– А почему ты ни разу не назвал меня мо имени?

– А я не знаю, какое моё обращение к тебе понравилось бы, – с трудом вывернулся я.

– Мне всегда нравилось моё полное имя.

– Нет, можно просто любимая.

– И при всех тоже я буду любимая?

– Не хочешь?

– Народ посмеётся.

– Давай помолчим.

Она лежала и смотрела на окно, которое мы не успели завесить, и в него светило такое наглое и яркое солнце.

– Какой же пошлый этот отель. Как ужасен этот стиль, – вдруг вырвалось у меня. Она перевела на меня удивлённый взгляд. Я ждал какой-то реплики, но она промолчала.

– У тебя за ухом такая очаровательная родинка.

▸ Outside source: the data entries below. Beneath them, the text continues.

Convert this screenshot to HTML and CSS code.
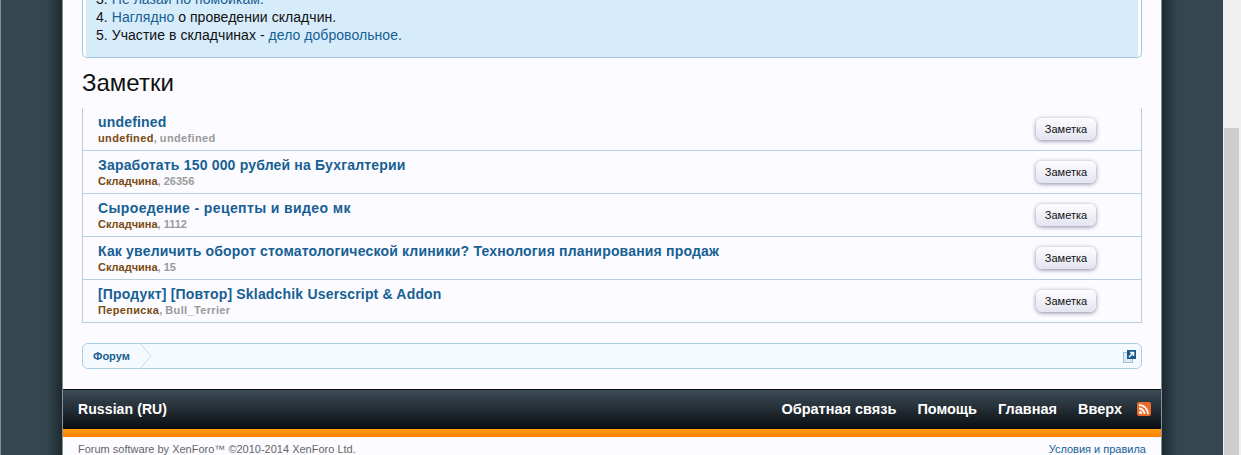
FILE: index.html
```html
<!DOCTYPE html>
<html lang="ru">
<head>
  <meta charset="UTF-8">
  <title>Заметки</title>
  <link rel="stylesheet" href="styles.css">
</head>
<body>
  <div class="viewport">
    <div class="page">
      <div class="edge"></div>
      <div class="shade-left"></div>
      <div class="wrapper">
        <div class="content">
          <div class="notice">
            <div class="notice-inner">
              <div>3. <a href="#">Не лазай по помойкам.</a></div>
              <div>4. <a href="#">Наглядно</a> о проведении складчин.</div>
              <div>5. Участие в складчинах - <a href="#">дело добровольное.</a></div>
            </div>
          </div>
          <h1>Заметки</h1>
          <ul class="notes">
            <li class="note">
              <div class="note-text">
                <a class="note-title" href="#">undefined</a>
                <div class="note-meta"><span class="forum latin">undefined</span>, <span class="latin">undefined</span></div>
              </div>
              <button class="note-btn">Заметка</button>
            </li>
            <li class="note">
              <div class="note-text">
                <a class="note-title" href="#">Заработать 150 000 рублей на Бухгалтерии</a>
                <div class="note-meta"><span class="forum">Складчина</span>, 26356</div>
              </div>
              <button class="note-btn">Заметка</button>
            </li>
            <li class="note">
              <div class="note-text">
                <a class="note-title wide" href="#">Сыроедение - рецепты и видео мк</a>
                <div class="note-meta"><span class="forum">Складчина</span>, 1112</div>
              </div>
              <button class="note-btn">Заметка</button>
            </li>
            <li class="note">
              <div class="note-text">
                <a class="note-title" href="#">Как увеличить оборот стоматологической клиники? Технология планирования продаж</a>
                <div class="note-meta"><span class="forum">Складчина</span>, 15</div>
              </div>
              <button class="note-btn">Заметка</button>
            </li>
            <li class="note">
              <div class="note-text">
                <a class="note-title" href="#">[Продукт] [Повтор] Skladchik Userscript &amp; Addon</a>
                <div class="note-meta"><span class="forum latin">Переписка</span>, <span class="latin">Bull_Terrier</span></div>
              </div>
              <button class="note-btn">Заметка</button>
            </li>
          </ul>
          <div class="crumbs">
            <a class="crumb" href="#">Форум</a>
            <svg class="crumb-tip" width="12" height="26" viewBox="0 0 12 26"><path d="M0 0 L11 13 L0 26" fill="#f5faff" stroke="#c4dcef"/></svg>
            <svg class="jump" width="13" height="13" viewBox="0 0 13 13">
              <rect x="0.5" y="2.5" width="9" height="10" fill="#dcebf7" stroke="#9dbdd6"/>
              <rect x="4" y="0" width="9" height="9" fill="#1d5a8c"/>
              <path d="M6 7 L10 3 M7 2.5 H10.5 V6" fill="none" stroke="#fff" stroke-width="1.5"/>
            </svg>
          </div>
        </div>
        <div class="footer">
          <a class="lang" href="#">Russian (RU)</a>
          <div class="footer-links">
            <a href="#">Обратная связь</a>
            <a href="#">Помощь</a>
            <a href="#">Главная</a>
            <a href="#">Вверх</a>
            <svg class="rss" width="14" height="14" viewBox="0 0 14 14">
              <rect width="14" height="14" rx="2" fill="#ec6a2a"/>
              <circle cx="3.5" cy="10.5" r="1.6" fill="#fff"/>
              <path d="M2 6.5 A5.5 5.5 0 0 1 7.5 12 M2 3 A9 9 0 0 1 11 12" fill="none" stroke="#fff" stroke-width="1.8"/>
            </svg>
          </div>
        </div>
        <div class="orange"></div>
        <div class="legal">
          <span>Forum software by XenForo™ ©2010-2014 XenForo Ltd.</span>
          <a href="#">Условия и правила</a>
        </div>
      </div>
      <div class="shade-right"></div>
      <div class="scrollbar"><div class="thumb"></div></div>
    </div>
  </div>
</body>
</html>
```

FILE: styles.css
```css
* {
  margin: 0;
  padding: 0;
  box-sizing: border-box;
}
html, body {
  height: 100%;
  overflow: hidden;
}
body {
  font-family: "Liberation Sans", Arial, sans-serif;
  font-size: 14px;
  color: #111;
  background: #344650;
}
a {
  text-decoration: none;
  color: #176093;
}
.viewport {
  height: 455px;
  overflow: hidden;
}
.page {
  display: flex;
  height: 455px;
}
.edge {
  width: 1px;
  background: #8c8c8c;
}
.shade-left {
  width: 61px;
  background: linear-gradient(to right, #344650 75%, #1c2a30);
}
.shade-right {
  width: 61px;
  background: linear-gradient(to right, #1c2a30, #344650 25%);
}
.wrapper {
  width: 1100px;
  background: #fcfbff;
  height: 455px;
  overflow: hidden;
  border-left: 1px solid #8a9299;
  border-right: 1px solid #8a9299;
}
.content {
  display: flow-root;
  padding: 0 19px 0 19px;
  height: 389px;
}
.notice {
  margin-top: -13px;
  height: 71px;
  padding: 3px;
  background: #fff;
  border: 1px solid #a5c8e0;
  border-top: 0;
  border-radius: 0 0 5px 5px;
}
.notice-inner {
  height: 67px;
  background: #d6ecfb;
  padding: 0 10px;
  line-height: 18px;
  letter-spacing: 0.05px;
}
h1 {
  font-size: 24px;
  font-weight: 400;
  line-height: 28px;
  margin-top: 11px;
  color: #111;
}
.notes {
  list-style: none;
  margin-top: 11px;
  border-left: 1px solid #b9cfdd;
  border-right: 1px solid #b9cfdd;
}
.note {
  display: flex;
  justify-content: space-between;
  height: 43px;
  padding: 6px 45px 0 15px;
  border-bottom: 1px solid #b9cfdd;
}
.note-title {
  display: block;
  font-weight: 700;
  font-size: 14px;
  line-height: 16px;
  letter-spacing: 0.18px;
  color: #176093;
}
.note-title.wide {
  letter-spacing: 0.38px;
}
.note-meta {
  font-size: 11px;
  font-weight: 700;
  line-height: 14px;
  margin-top: 1px;
  color: #9a9a9a;
}
.latin {
  letter-spacing: 0.35px;
}
.forum {
  color: #7a4a10;
}
.note-btn {
  width: 60px;
  height: 22px;
  margin-top: 4px;
  border: 0;
  border-radius: 6px;
  background: linear-gradient(to bottom, #fdfdff, #e4e4f0);
  box-shadow: 0 1px 4px rgba(60, 60, 100, 0.6);
  font-family: "Liberation Sans", sans-serif;
  font-size: 11px;
  color: #111;
}
.crumbs {
  display: flex;
  align-items: center;
  height: 26px;
  margin-top: 20px;
  background: #f5faff;
  border: 1px solid #a9cde6;
  border-radius: 6px;
}
.crumb {
  padding-left: 10px;
  width: 57px;
  font-size: 11px;
  font-weight: 700;
}
.crumb-tip {
  flex: none;
}
.jump {
  margin-left: auto;
  margin-right: 5px;
}
.footer {
  display: flex;
  justify-content: space-between;
  align-items: center;
  height: 40px;
  padding: 0 10px 2px 15px;
  border-top: 1px solid #0b0e12;
  background: linear-gradient(to bottom, #3c4c57, #0a0d11);
  font-weight: 700;
}
.footer a {
  color: #fff;
}
.lang {
  letter-spacing: 0.1px;
}
.footer-links {
  display: flex;
  align-items: center;
  gap: 21px;
  font-size: 14.5px;
}
.rss {
  margin-left: -6px;
}
.orange {
  height: 8px;
  background: linear-gradient(to bottom, #ff9c10, #ff8000);
}
.legal {
  display: flex;
  justify-content: space-between;
  padding: 6px 15px 0;
  font-size: 11px;
  color: #666;
}
.scrollbar {
  width: 18px;
  height: 455px;
  background: #f0f0f0;
  padding: 128px 2px 0 1px;
}
.thumb {
  height: 327px;
  background: #cdcdcd;
}
```
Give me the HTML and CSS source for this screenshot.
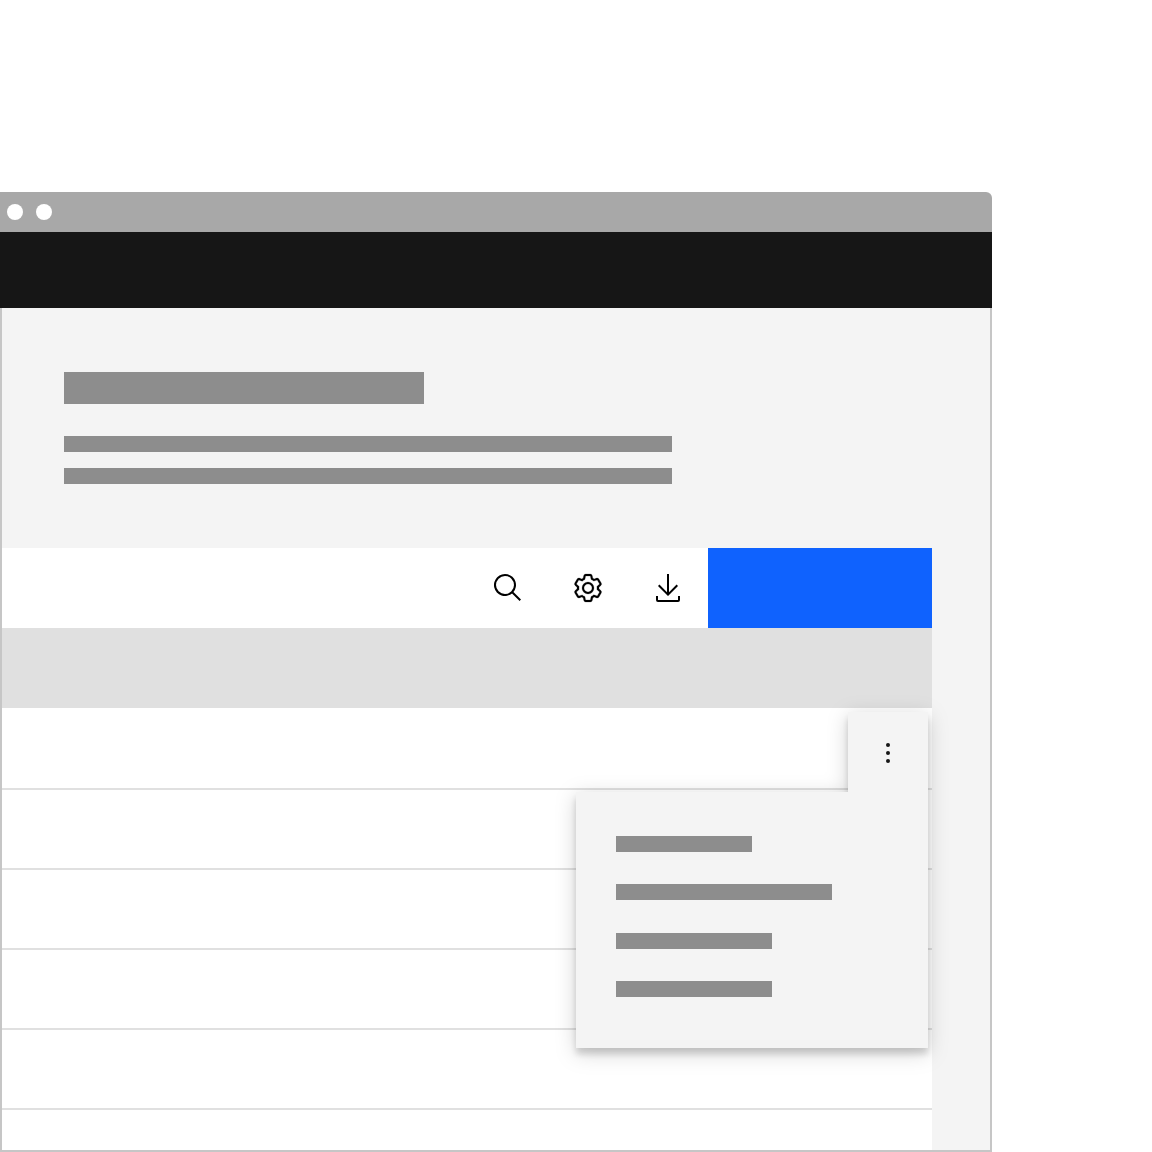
FILE: index.html
```html
<!DOCTYPE html>
<html lang="en">
<head>
    <meta charset="UTF-8">
    <meta name="viewport" content="width=device-width, initial-scale=1.0">
    <title>Data table overflow menu</title>
    <link rel="stylesheet" href="styles.css">
</head>
<body>
    <div class="window">
        <div class="chrome">
            <span class="dot"></span>
            <span class="dot"></span>
        </div>
        <div class="topbar"></div>
        <div class="page">
            <div class="intro">
                <div class="bar bar-title"></div>
                <div class="bar bar-text"></div>
                <div class="bar bar-text"></div>
            </div>
            <div class="table">
                <div class="toolbar">
                    <div class="tool">
                        <svg viewBox="0 0 32 32" width="32" height="32"><path d="M29 27.5859l-7.5521-7.5521a11.0177 11.0177 0 1 0-1.4141 1.4141L27.5859 29ZM4 13a9 9 0 1 1 9 9 9.01 9.01 0 0 1-9-9Z"/></svg>
                    </div>
                    <div class="tool tool-gear">
                        <svg viewBox="0 0 32 32" width="32" height="32"><path d="M27,16.76c0-.25,0-.5,0-.76s0-.51,0-.77l1.92-1.68A2,2,0,0,0,29.3,11L26.94,7a2,2,0,0,0-1.73-1,2,2,0,0,0-.64.1l-2.43.82a11.35,11.35,0,0,0-1.31-.75l-.51-2.52a2,2,0,0,0-2-1.61H13.64a2,2,0,0,0-2,1.61l-.51,2.52a11.48,11.48,0,0,0-1.32.75L7.43,6.06A2,2,0,0,0,6.79,6,2,2,0,0,0,5.06,7L2.7,11a2,2,0,0,0,.41,2.51L5,15.24c0,.25,0,.5,0,.76s0,.51,0,.77L3.11,18.45A2,2,0,0,0,2.7,21L5.06,25a2,2,0,0,0,1.73,1,2,2,0,0,0,.64-.1l2.43-.82a11.35,11.35,0,0,0,1.31.75l.51,2.52a2,2,0,0,0,2,1.61h4.72a2,2,0,0,0,2-1.61l.51-2.52a11.48,11.48,0,0,0,1.32-.75l2.42.82a2,2,0,0,0,.64.1,2,2,0,0,0,1.73-1L29.3,21a2,2,0,0,0-.41-2.51ZM25.21,24l-3.43-1.16a8.86,8.86,0,0,1-2.71,1.57L18.36,28H13.64l-.71-3.55a9.36,9.36,0,0,1-2.7-1.57L6.79,24,4.43,20l2.72-2.4a8.9,8.9,0,0,1,0-3.13L4.43,12,6.79,8l3.43,1.16a8.86,8.86,0,0,1,2.71-1.57L13.64,4h4.72l.71,3.55a9.36,9.36,0,0,1,2.7,1.57L25.21,8,27.57,12l-2.72,2.4a8.9,8.9,0,0,1,0,3.13L27.57,20Z"/><path d="M16,22a6,6,0,1,1,6-6A5.94,5.94,0,0,1,16,22Zm0-10a3.91,3.91,0,0,0-4,4,3.91,3.91,0,0,0,4,4,3.91,3.91,0,0,0,4-4A3.91,3.91,0,0,0,16,12Z"/></svg>
                    </div>
                    <div class="tool">
                        <svg viewBox="0 0 32 32" width="32" height="32"><path d="M26 24v4H6v-4H4v4a2 2 0 0 0 2 2h20a2 2 0 0 0 2-2v-4zM26 14l-1.41-1.41L17 20.17V2h-2v18.17l-7.59-7.58L6 14l10 10 10-10z"/></svg>
                    </div>
                    <div class="primary"></div>
                </div>
                <div class="table-head"></div>
                <div class="row row-first"></div>
                <div class="row"></div>
                <div class="row"></div>
                <div class="row"></div>
                <div class="row"></div>
                <div class="row row-last"></div>
            </div>

            <!-- Open overflow menu, lies over the table -->
            <div class="overflow">
                <div class="trigger">
                    <svg viewBox="0 0 32 32" width="32" height="32"><circle cx="16" cy="8" r="2"/><circle cx="16" cy="16" r="2"/><circle cx="16" cy="24" r="2"/></svg>
                </div>
                <div class="menu">
                    <div class="bar item-sm"></div>
                    <div class="bar item-lg"></div>
                    <div class="bar item-md"></div>
                    <div class="bar item-md"></div>
                </div>
            </div>
        </div>
    </div>
</body>
</html>
```

FILE: styles.css
```css
body {
    margin: 0;
    padding: 0;
    background-color: #ffffff;
    font-family: "Liberation Sans", sans-serif;
}
.window {
    width: 992px;
    height: 960px;
    margin-top: 192px;
    display: flex;
    flex-direction: column;
    overflow: hidden;
}
.chrome {
    height: 40px;
    flex: none;
    box-sizing: border-box;
    display: flex;
    align-items: center;
    gap: 13px;
    padding-left: 7px;
    padding-bottom: 1px;
    background-color: #a8a8a8;
    border-top-right-radius: 6px;
}
.dot {
    width: 16px;
    height: 16px;
    border-radius: 50%;
    background-color: #ffffff;
}
.topbar {
    height: 76px;
    flex: none;
    background-color: #161616;
}
.page {
    position: relative;
    flex: 1;
    min-height: 0;
    display: flex;
    flex-direction: column;
    background-color: #f4f4f4;
    border: 2px solid #c6c6c6;
    border-top: none;
}
.bar {
    background-color: #8d8d8d;
}
.intro {
    display: flex;
    flex-direction: column;
    gap: 16px;
    padding: 64px 62px;
}
.bar-title {
    width: 360px;
    height: 32px;
    margin-bottom: 16px;
}
.bar-text {
    width: 608px;
    height: 16px;
}
.table {
    flex: 1;
    min-height: 0;
    margin-right: 58px;
    display: flex;
    flex-direction: column;
    background-color: #ffffff;
}
.toolbar {
    height: 80px;
    flex: none;
    display: flex;
    justify-content: flex-end;
}
.tool {
    width: 80px;
    display: flex;
    justify-content: center;
    align-items: center;
}
.tool svg {
    fill: #000000;
}
.tool-gear svg {
    stroke: #000000;
    stroke-width: 0.2;
}
.primary {
    width: 224px;
    background-color: #0f62fe;
}
.table-head {
    height: 80px;
    flex: none;
    background-color: #e0e0e0;
}
.row {
    height: 80px;
    flex: none;
    box-sizing: border-box;
    border-bottom: 2px solid #e0e0e0;
}
.row-first {
    height: 82px;
}
.row-last {
    height: 40px;
    border-bottom: none;
}
.overflow {
    position: absolute;
    left: 574px;
    top: 404px;
    width: 352px;
    display: flex;
    flex-direction: column;
    align-items: flex-end;
    filter: drop-shadow(0 6px 3px rgba(0, 0, 0, 0.14)) drop-shadow(0 4px 10px rgba(0, 0, 0, 0.18));
}
.trigger {
    width: 80px;
    height: 80px;
    box-sizing: border-box;
    padding-top: 2px;
    display: flex;
    justify-content: center;
    align-items: center;
    background-color: #f4f4f4;
}
.trigger svg {
    fill: #161616;
}
.menu {
    width: 100%;
    height: 256px;
    box-sizing: border-box;
    padding: 44px 40px;
    display: flex;
    flex-direction: column;
    gap: 32.33px;
    background-color: #f4f4f4;
}
.menu .bar {
    height: 16px;
    flex: none;
}
.item-sm {
    width: 136px;
}
.item-md {
    width: 156px;
}
.item-lg {
    width: 216px;
}
```
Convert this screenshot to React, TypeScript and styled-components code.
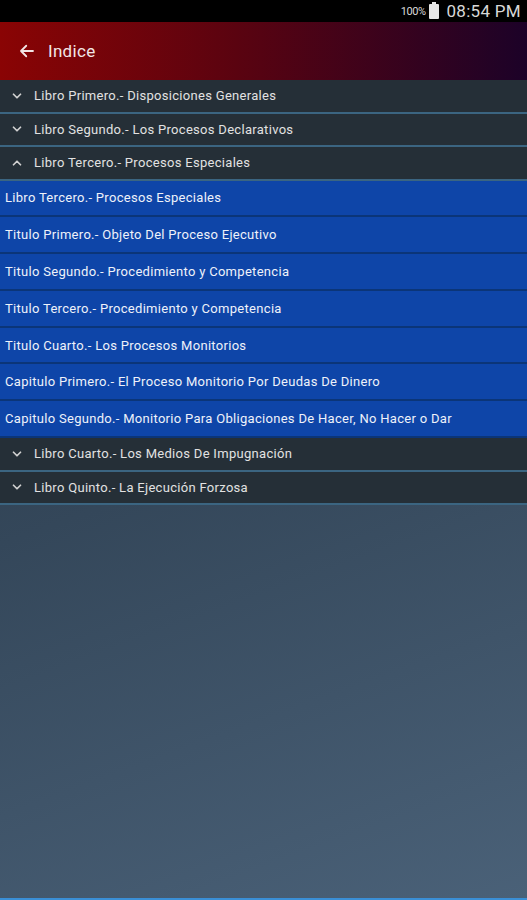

Давай мы поменяем причёску, чтобы её было видно, – я собрал её волосы в узел, – господи, да ты сразу помолодела на сто лет. Девчонка!

Она продолжала смотреть на меня, и где-то в глубине её глаз я заметил удивлённую радость. Потом взгляд её потускнел, и она вновь перевела его на окно. Я перевернулся на живот и вдруг по моей спине заскользили нежные ладони женщины.

– Не надо, – вырвалось у меня.

– Тебе не нравится? Ты раньше с ума сходил от этого.

– Я действительно сойду с ума сейчас, неужели ты…

– Кто ты? – тихо спросила она.

– Я – это ты. Наверное. Давай уедем отсюда, на меня это как-то давит. Не могу больше тут быть.

– Ты же мечтал ощутить себя здесь победителем.

– Как тот Наполеон, что где-то тут болтается на стене?

– Не расстраивайся. В этот раз ты проиграл, – засмеялась она.

– А знаешь, я больше ничего не хочу – ни побеждать, ни проигрывать. Поскольку я ничто и никто, то и ничего не хочу.

Я поднялся и начал одеваться.

– Можно я и тебя одену?

– О, нет! Выйди. Я сама, ты же знаешь, что не люблю, когда на меня смотрят в этот момент.

– А мне так захотелось быть с тобой нежным и заботливым.

– Не время, дорогой.

– Я такой же недоумок, как тот, что висит на стене?

– Кто он и где висит он?

– Он – это Наполеон и висит он гобеленовый. Ты что, ни разу не обращала внимание?

– А мы проходили мимо него?

– Вот только что.

Она внимательно смотрела на меня и мне показалось, что у неё то ли в глазах, то ли в уголках губ затаилась усмешка.

– Давно ли ты причислил себя к талантливым недоумкам, как ты высказался?

Зазвонил телефон.

– Ответь, – сказала она, – мне не хочется вставать голой.

– Я могу принести.

– Говори сам.

Вот переплет – что мне говорить и как.

– Да?

– О, это ты? – спросил мужской голос.

– А что, это странно?

– Не то чтобы странно, но неожиданно. А где Анна?

– Не хочет вставать.

– Передай ей телефон или скажи, что сегодня все отменяется по причине болезни Штанмайера. Мне только что сообщил его врач, что дела у него не очень радужные и ему отменили все встречи на ближайшие дни.

– Постой, передаю телефон, – я отдал телефон и испытал огромное облегчение от того, что не будет встречи и разговоров. Наверное, на моём лице отразилась радость, ибо она, выслушав сообщение, посмотрела на меня как-то брезгливо. И я понял, что она опять увидела того Мишеля, кто причинял ей страдания.

А я просто обрадовался тому, что мне не надо будет разгадывать ребусы и догадываться, кому и что я должен сказать и кто это будет ужинать вместе с нами. Господи, что же мне делать… Я смотрел на неё, сидевшую на кровати и пытающуюся скрыть слёзы в глазах и натягивающую простыню на голое тело, словно это могло защитить ее.

– Почему ты боишься меня?..

– Ты просто страшный человек, Мишель. Ты прекрасно знаешь, как я любила тебя…

– Любила? Да ты и сейчас любишь меня. Не надо скрывать это от себя…

– Нет, мой милый, все это прошло… Но иногда просто вспоминается, как я верила тебе и жила, наслаждаясь тем счастьем, которое сама нафантазировала. Я изменилась. А вот ты всегда остаешься самим собой. Хотя иногда ты пытаешься показаться другим, как это было некоторое время назад.